My answer: 14 seconds and 22 degrees from the shore.

This is what I did: I found the speed of the resultant by doing the Pythagorean (5.4 m/s),then found the distance of the resultant by "5/70 = 2/x (28m)" and then using the Pythagorean (75.4m), and then I found the time by doing "t = d/s". Then, I found the direction of the boat by using trig, "tanx = 2/5"

• Math: Calculus - Vectors -

How can the textbook answer be 15.3 m/s if they are asking for the crossing time?

To go directly across, the boat must aim upstream so that the velocity component upstream relative to the water is 2 m/s. That makes its velocity component across the water sqrt[5^2 - 2^2) = sqrt 21 = 4.58 m/s. The crossing time is
70 m/4.58 m/s = 15.3 s. The pointing angle of the boat is cos^-1 4.58/5 = 23.7 degrees relative to the cross-stream direction, or 66.3 degrees relative to the shore.

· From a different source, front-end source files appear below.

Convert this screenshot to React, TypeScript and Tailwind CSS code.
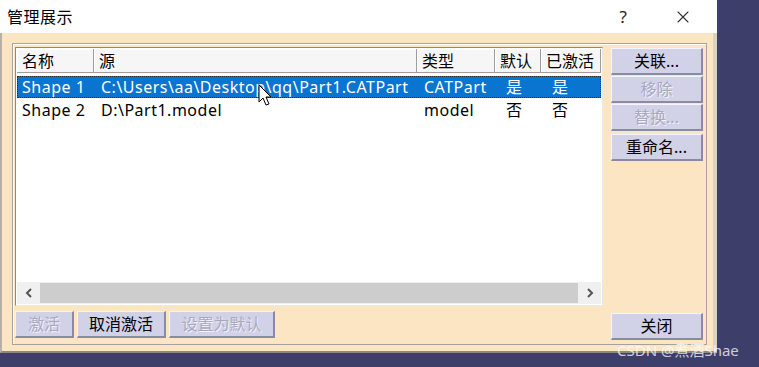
import { X } from "lucide-react";

const COLS = [
  { label: "名称", w: "w-[77px]" },
  { label: "源", w: "w-[323px]" },
  { label: "类型", w: "w-[78px]" },
  { label: "默认", w: "w-[46px]" },
  { label: "已激活", w: "w-[60px]" },
];

const ROWS = [
  { name: "Shape 1", src: "C:\\Users\\aa\\Desktop\\qq\\Part1.CATPart", type: "CATPart", def: "是", act: "是", selected: true },
  { name: "Shape 2", src: "D:\\Part1.model", type: "model", def: "否", act: "否", selected: false },
];

function CatButton({ label, disabled, className = "" }: { label: string; disabled?: boolean; className?: string }) {
  return (
    <div
      className={
        "flex items-center justify-center h-[27px] bg-[#d1d1e8] border-t border-l border-t-[#f4f4ff] border-l-[#f4f4ff] border-b-2 border-r-2 border-b-[#8a8aa0] border-r-[#8a8aa0] text-[16px] leading-none " +
        (disabled ? "text-[#a9a9bd] [text-shadow:1px_1px_0_#f2f2ff] " : "text-black ") +
        className
      }
    >
      {label}
    </div>
  );
}

export default function App() {
  return (
    <div
      className="relative w-[759px] h-[367px] bg-[#3e3e6b] overflow-hidden"
      style={{ fontFamily: '"Noto Sans", "Noto Sans CJK SC", sans-serif' }}
    >
      {/* dialog */}
      <div className="w-[717px] h-[353px] flex flex-col bg-white">
        {/* title bar */}
        <div className="h-[33px] flex items-center pl-[7px] pr-[24px] shrink-0">
          <span className="text-[16px] text-black tracking-[0.5px]">管理展示</span>
          <span className="ml-auto text-[17px] text-[#222] mr-[46px]">?</span>
          <X className="w-[20px] h-[20px] text-[#333]" strokeWidth={1.3} />
        </div>

        {/* body */}
        <div className="flex-1 bg-[#fce5c3] border-l-2 border-r-4 border-b-2 border-l-[#b8b0a4] border-r-[#d8d2c8] border-b-[#8c8780] pt-[10px] pl-[10px] pr-[6px] pb-[6px] flex">
          {/* group box */}
          <div className="flex-1 border border-[#a8a39a] shadow-[inset_1px_1px_0_#ffffff] pt-[3px] pl-[2px] pr-[3px] grid grid-cols-[588px_92px] grid-rows-[259px_auto] gap-x-[8px] gap-y-[5px] content-start">
            {/* list view */}
            <div className="bg-white border border-[#8a8a8a] border-b-[#e8e8e8] border-r-[#e8e8e8] flex flex-col">
              <div className="flex mt-[1px] ml-[1px] h-[24px] shrink-0">
                {COLS.map((c) => (
                  <div
                    key={c.label}
                    className={c.w + " h-full flex items-center pl-[5px] text-[16px] text-black bg-[#f6f6f6] border-r border-b border-r-[#9c9c9c] border-b-[#9c9c9c] shadow-[inset_1px_1px_0_#ffffff]"}
                  >
                    {c.label}
                  </div>
                ))}
              </div>
              <div className="flex flex-col mt-[3px] ml-[1px] gap-[1px]">
                {ROWS.map((r) => (
                  <div
                    key={r.name}
                    className={
                      "flex w-[584px] h-[22px] items-center text-[16px] tracking-[0.5px] " +
                      (r.selected ? "bg-[#0a74d1] text-white outline outline-1 outline-dotted outline-[#2a2a2a] -outline-offset-1" : "text-black")
                    }
                  >
                    <div className="w-[77px] pl-[5px] whitespace-nowrap">{r.name}</div>
                    <div className="w-[323px] pl-[7px] whitespace-nowrap overflow-hidden">{r.src}</div>
                    <div className="w-[78px] pl-[7px]">{r.type}</div>
                    <div className="w-[46px] pl-[11px]">{r.def}</div>
                    <div className="w-[60px] pl-[11px]">{r.act}</div>
                  </div>
                ))}
              </div>
              {/* horizontal scrollbar */}
              <div className="mt-auto mb-[1px] ml-[1px] mr-[1px] h-[22px] flex bg-[#f0f0f0]">
                <div className="w-[23px] flex items-center justify-center">
                  <svg width="10" height="12" viewBox="0 0 10 12">
                    <path d="M7 2 L3 6 L7 10" fill="none" stroke="#555" strokeWidth="2" />
                  </svg>
                </div>
                <div className="flex-1 bg-[#cdcdcd] my-[1px]" />
                <div className="w-[23px] flex items-center justify-center">
                  <svg width="10" height="12" viewBox="0 0 10 12">
                    <path d="M3 2 L7 6 L3 10" fill="none" stroke="#555" strokeWidth="2" />
                  </svg>
                </div>
              </div>
            </div>

            {/* right buttons */}
            <div className="flex flex-col pt-[1px]">
              <CatButton label="关联..." />
              <CatButton label="移除" disabled className="mt-[1px]" />
              <CatButton label="替换..." disabled className="mt-[1px]" />
              <CatButton label="重命名..." className="mt-[3px]" />
            </div>

            {/* bottom buttons */}
            <div className="flex gap-[3px]">
              <CatButton label="激活" disabled className="w-[59px]" />
              <CatButton label="取消激活" className="w-[89px]" />
              <CatButton label="设置为默认" disabled className="w-[106px]" />
            </div>
            <CatButton label="关闭" className="mt-[2px] h-[26px]" />
          </div>
        </div>
      </div>

      {/* mouse cursor */}
      <svg className="absolute left-[258px] top-[84px]" width="16" height="24" viewBox="0 0 16 24">
        <path d="M1 1 L1 18 L5 14 L8 21 L11 20 L8 13 L13 13 Z" fill="#ffffff" stroke="#000" strokeWidth="1" />
      </svg>

      {/* watermark */}
      <div className="absolute left-[617px] top-[339px] text-[15px] text-white/75 whitespace-nowrap">CSDN @煮酒Shae</div>
    </div>
  );
}
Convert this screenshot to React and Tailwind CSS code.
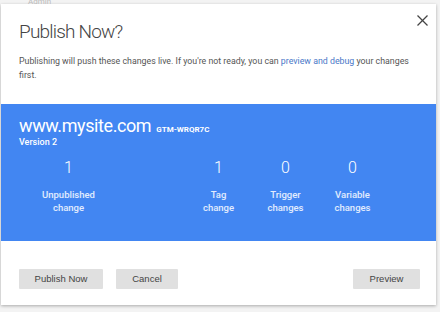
import React from 'react';

const COLS = [
  { n: '1', label: ['Tag', 'change'] },
  { n: '0', label: ['Trigger', 'changes'] },
  { n: '0', label: ['Variable', 'changes'] },
];

function Stat({ n, label }) {
  return (
    <div className="w-[67px] flex flex-col items-center">
      <div className="text-[16px] font-light leading-[20px] text-white">{n}</div>
      <div className="mt-[10px] text-[9.5px] font-medium leading-[13px] text-white/85 text-center">
        {label[0]}<br />{label[1]}
      </div>
    </div>
  );
}

export default function App() {
  return (
    <div className="w-[440px] h-[312px] bg-[#f3f3f3] overflow-hidden font-['Roboto',sans-serif]">
      <div className="h-[4px] pl-[28px] text-[8px] leading-[4px] text-[#bbb] overflow-hidden">Admin</div>
      <div className="ml-[1px] w-[435px] h-[301px] bg-white shadow-[0_1px_3px_rgba(0,0,0,0.3)] flex flex-col">
        {/* header */}
        <div className="relative px-[18px] pt-[16px] h-[100px]">
          <h1 className="text-[19px] font-light leading-[24px] tracking-[-0.8px] text-[#444]">Publish Now?</h1>
          <button className="absolute right-[8px] top-[11px] text-[#444]">
            <svg width="11" height="11" viewBox="0 0 11 11" stroke="currentColor" strokeWidth="1.3">
              <line x1="0.5" y1="0.5" x2="10.5" y2="10.5" /><line x1="10.5" y1="0.5" x2="0.5" y2="10.5" />
            </svg>
          </button>
          <p className="mt-[10px] text-[8.8px] leading-[14px] text-[#555]">
            Publishing will push these changes live. If you're not ready, you can{' '}
            <span className="text-[#4a78c8]">preview and debug</span> your changes first.
          </p>
        </div>

        {/* blue summary */}
        <div className="h-[137px] bg-[#4286f2] px-[18px] pt-[12px]">
          <div className="flex items-baseline gap-[5px] text-white">
            <span className="text-[18px] font-normal leading-[19px] tracking-[-0.4px]">www.mysite.com</span>
            <span className="text-[8px] font-bold uppercase">GTM-WRQR7C</span>
          </div>
          <div className="text-[9px] font-medium leading-[12px] text-white">Version 2</div>
          <div className="flex mt-[10px]">
            <div className="ml-[16px] w-[67px] flex flex-col items-center">
              <div className="text-[16px] font-light leading-[20px] text-white">1</div>
              <div className="mt-[10px] text-[9.5px] font-medium leading-[13px] text-white/85 text-center">
                Unpublished<br />change
              </div>
            </div>
            <div className="ml-[83px] flex">
              {COLS.map((c, i) => <Stat key={i} {...c} />)}
            </div>
          </div>
        </div>

        {/* footer */}
        <div className="flex items-center px-[18px] pt-[28px]">
          <button className="w-[84px] h-[20px] bg-[#e0e0e0] rounded-[1px] text-[9.5px] text-[#444] font-['Liberation_Sans',sans-serif]">Publish Now</button>
          <button className="ml-[13px] w-[62px] h-[20px] bg-[#e0e0e0] rounded-[1px] text-[9.5px] text-[#444] font-['Liberation_Sans',sans-serif]">Cancel</button>
          <button className="ml-auto mr-[-2px] w-[67px] h-[20px] bg-[#e0e0e0] rounded-[1px] text-[9.5px] text-[#444] font-['Liberation_Sans',sans-serif]">Preview</button>
        </div>
      </div>
    </div>
  );
}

• Math: Calculus - Vectors -

If the boat moves directly across then there is enough of the boats speed vector to counteract the river flow. That is 2m/s.
So, the vector parallel to the shore (the river flow) speed is 2m/s. The TOTAL speed of the boat is 5m/s. Now solve this for the speed perpendicular to the shore.
SQRT(5^2 - 2^2).
Divide that into the distance (70m).
Use any of the trig values to find the angle.